— start —

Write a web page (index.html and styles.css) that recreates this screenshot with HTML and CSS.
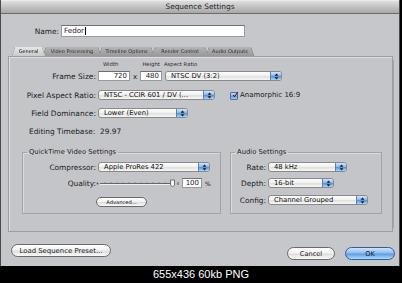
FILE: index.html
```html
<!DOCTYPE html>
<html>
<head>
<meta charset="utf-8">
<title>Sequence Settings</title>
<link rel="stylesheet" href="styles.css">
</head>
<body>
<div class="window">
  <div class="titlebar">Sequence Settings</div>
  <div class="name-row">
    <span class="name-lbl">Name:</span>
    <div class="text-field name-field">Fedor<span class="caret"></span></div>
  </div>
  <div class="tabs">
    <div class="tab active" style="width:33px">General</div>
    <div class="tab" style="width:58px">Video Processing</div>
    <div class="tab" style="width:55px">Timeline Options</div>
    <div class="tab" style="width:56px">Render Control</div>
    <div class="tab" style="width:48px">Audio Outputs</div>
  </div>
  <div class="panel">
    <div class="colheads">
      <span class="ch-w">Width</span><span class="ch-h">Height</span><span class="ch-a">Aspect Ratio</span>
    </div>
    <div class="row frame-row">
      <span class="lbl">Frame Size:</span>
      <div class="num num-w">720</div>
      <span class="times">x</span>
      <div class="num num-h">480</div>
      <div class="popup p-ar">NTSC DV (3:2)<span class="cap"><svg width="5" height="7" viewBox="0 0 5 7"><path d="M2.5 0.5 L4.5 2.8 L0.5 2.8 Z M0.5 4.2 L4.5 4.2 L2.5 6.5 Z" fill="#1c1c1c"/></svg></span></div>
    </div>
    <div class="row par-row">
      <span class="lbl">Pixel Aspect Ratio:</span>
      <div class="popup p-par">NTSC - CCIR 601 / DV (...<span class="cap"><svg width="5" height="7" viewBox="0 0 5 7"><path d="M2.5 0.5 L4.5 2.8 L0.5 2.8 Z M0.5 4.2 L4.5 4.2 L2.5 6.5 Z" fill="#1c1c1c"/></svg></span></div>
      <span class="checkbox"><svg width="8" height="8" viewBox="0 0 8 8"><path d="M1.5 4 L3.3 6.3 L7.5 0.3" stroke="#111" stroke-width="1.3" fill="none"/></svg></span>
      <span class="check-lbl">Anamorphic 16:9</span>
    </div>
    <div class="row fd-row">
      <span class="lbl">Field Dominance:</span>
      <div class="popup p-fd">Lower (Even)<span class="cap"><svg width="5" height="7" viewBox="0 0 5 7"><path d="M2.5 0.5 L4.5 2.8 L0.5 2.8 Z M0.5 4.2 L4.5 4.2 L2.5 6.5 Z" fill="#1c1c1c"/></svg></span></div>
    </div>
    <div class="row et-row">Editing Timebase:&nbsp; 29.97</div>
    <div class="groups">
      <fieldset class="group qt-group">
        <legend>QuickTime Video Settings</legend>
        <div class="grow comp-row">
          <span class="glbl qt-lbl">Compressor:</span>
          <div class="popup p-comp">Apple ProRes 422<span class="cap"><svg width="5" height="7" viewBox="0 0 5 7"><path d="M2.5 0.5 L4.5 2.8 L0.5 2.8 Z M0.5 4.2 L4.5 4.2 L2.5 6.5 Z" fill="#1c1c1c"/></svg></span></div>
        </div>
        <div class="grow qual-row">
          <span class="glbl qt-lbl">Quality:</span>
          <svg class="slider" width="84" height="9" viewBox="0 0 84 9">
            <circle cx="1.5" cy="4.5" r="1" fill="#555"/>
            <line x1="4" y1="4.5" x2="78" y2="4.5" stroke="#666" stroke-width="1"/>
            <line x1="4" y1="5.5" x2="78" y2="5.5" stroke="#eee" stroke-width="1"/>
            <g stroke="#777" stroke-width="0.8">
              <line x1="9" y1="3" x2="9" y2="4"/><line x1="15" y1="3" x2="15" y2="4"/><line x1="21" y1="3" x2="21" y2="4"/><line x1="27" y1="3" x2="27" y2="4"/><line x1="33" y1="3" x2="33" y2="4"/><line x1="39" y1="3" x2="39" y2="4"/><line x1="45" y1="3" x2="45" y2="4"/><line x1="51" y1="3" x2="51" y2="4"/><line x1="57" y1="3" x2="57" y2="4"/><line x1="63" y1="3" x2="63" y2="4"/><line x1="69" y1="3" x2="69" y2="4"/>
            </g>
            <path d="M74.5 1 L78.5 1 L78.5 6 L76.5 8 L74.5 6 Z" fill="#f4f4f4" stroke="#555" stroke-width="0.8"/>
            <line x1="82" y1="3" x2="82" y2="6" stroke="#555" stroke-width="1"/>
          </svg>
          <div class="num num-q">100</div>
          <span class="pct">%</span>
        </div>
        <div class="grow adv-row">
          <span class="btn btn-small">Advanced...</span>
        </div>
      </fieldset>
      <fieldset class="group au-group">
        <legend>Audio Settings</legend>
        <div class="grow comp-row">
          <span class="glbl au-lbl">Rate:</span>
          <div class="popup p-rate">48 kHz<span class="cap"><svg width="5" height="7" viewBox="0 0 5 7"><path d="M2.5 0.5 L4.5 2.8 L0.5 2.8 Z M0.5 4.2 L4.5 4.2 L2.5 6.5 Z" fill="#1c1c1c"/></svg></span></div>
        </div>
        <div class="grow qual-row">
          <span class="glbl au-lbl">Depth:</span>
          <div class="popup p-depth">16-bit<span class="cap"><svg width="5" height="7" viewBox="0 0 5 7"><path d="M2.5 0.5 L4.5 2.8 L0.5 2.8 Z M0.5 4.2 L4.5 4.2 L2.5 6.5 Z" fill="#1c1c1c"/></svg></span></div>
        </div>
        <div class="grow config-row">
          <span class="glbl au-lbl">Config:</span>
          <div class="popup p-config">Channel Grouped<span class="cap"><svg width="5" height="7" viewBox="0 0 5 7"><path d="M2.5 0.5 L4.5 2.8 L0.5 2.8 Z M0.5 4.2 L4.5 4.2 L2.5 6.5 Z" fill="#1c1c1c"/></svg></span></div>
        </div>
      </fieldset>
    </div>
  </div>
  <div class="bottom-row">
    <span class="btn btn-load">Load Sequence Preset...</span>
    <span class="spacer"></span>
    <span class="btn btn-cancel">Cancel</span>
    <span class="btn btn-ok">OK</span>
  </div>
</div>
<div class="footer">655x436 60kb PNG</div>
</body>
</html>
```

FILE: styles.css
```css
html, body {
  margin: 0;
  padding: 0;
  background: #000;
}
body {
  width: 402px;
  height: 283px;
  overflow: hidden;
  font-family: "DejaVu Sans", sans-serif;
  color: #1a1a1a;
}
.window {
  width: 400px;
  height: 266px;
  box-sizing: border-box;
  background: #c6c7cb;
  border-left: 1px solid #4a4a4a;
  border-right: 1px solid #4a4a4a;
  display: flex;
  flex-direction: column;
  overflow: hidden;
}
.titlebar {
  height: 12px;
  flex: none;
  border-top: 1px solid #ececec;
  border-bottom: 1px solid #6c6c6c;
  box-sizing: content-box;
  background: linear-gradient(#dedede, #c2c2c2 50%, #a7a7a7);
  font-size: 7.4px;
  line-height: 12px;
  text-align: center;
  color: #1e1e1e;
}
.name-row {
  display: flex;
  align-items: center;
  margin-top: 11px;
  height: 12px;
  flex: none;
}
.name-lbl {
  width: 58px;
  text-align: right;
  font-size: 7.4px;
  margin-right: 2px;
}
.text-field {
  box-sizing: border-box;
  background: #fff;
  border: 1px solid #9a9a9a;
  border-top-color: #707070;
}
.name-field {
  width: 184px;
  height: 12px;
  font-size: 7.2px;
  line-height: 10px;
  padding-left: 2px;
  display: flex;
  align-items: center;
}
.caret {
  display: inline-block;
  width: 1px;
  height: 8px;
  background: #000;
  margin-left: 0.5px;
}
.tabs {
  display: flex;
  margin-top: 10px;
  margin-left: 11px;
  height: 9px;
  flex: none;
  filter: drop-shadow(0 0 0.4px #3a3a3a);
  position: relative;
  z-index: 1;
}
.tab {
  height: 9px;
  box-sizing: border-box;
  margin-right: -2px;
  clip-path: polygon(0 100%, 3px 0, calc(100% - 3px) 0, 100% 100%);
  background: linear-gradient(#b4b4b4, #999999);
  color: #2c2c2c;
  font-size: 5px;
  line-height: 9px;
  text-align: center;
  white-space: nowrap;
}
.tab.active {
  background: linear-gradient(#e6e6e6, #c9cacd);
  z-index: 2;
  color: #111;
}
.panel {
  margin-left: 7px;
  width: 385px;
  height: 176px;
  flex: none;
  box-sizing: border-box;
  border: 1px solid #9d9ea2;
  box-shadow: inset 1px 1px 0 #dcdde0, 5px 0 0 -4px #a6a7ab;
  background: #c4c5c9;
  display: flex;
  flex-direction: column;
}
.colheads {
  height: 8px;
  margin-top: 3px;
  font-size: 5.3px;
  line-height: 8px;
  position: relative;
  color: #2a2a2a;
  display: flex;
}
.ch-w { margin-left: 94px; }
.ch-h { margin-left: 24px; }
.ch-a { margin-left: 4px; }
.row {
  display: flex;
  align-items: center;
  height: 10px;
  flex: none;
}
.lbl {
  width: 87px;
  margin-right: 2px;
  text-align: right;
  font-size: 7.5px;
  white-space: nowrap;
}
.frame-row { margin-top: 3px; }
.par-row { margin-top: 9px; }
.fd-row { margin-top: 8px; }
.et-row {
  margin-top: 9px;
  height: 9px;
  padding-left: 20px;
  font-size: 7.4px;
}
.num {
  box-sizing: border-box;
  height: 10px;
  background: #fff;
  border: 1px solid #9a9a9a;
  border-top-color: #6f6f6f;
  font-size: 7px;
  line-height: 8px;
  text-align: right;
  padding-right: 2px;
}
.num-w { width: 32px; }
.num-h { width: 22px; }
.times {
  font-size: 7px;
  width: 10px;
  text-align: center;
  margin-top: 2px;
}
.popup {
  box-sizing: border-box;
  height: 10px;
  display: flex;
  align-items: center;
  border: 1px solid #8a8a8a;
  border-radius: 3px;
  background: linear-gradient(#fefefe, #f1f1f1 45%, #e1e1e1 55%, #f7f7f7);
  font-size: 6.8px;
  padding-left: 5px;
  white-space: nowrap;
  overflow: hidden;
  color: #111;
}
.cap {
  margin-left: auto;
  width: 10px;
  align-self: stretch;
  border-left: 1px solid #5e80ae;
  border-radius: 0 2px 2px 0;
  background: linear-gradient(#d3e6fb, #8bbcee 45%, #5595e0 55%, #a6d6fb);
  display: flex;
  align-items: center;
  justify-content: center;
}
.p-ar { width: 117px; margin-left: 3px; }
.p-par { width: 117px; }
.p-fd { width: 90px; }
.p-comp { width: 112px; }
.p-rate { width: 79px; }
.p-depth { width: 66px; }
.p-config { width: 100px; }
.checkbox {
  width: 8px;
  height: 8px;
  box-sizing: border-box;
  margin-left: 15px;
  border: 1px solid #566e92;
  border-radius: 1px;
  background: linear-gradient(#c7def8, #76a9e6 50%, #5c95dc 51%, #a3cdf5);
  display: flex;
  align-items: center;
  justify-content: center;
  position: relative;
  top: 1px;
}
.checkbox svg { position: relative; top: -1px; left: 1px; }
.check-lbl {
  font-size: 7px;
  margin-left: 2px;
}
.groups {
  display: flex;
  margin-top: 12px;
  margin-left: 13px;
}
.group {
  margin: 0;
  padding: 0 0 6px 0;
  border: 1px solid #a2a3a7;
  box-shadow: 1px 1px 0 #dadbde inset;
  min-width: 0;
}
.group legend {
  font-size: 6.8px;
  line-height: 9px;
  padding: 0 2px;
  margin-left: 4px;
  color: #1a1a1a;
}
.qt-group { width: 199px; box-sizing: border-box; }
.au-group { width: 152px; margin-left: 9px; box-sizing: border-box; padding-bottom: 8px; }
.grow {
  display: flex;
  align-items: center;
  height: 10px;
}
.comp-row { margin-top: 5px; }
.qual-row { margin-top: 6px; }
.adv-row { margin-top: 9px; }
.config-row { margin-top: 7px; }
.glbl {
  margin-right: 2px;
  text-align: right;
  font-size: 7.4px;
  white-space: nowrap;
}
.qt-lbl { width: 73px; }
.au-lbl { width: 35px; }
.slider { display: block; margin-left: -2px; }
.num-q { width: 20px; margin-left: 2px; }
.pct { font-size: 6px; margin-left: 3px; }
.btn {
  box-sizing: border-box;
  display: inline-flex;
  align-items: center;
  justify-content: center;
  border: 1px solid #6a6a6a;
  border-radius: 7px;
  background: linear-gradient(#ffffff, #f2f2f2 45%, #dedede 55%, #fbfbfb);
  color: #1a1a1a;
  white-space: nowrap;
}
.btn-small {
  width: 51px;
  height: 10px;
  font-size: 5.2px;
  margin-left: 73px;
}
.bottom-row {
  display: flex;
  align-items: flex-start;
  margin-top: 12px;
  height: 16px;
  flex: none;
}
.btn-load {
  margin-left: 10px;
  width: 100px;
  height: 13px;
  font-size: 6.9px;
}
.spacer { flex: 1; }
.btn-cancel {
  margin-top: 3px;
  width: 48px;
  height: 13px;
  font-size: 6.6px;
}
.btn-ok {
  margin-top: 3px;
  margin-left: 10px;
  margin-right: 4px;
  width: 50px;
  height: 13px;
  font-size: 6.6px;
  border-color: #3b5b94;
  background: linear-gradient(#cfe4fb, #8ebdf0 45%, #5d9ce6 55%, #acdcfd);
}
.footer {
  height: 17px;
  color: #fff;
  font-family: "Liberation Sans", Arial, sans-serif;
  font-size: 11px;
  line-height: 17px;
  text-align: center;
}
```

— end —

> **Work to do**
Copy each line of the listing that contains the string "styles".

> **Exercise output**
Write a web page (index.html and styles.css) that recreates this screenshot with HTML and CSS.
<link rel="stylesheet" href="styles.css">
FILE: styles.css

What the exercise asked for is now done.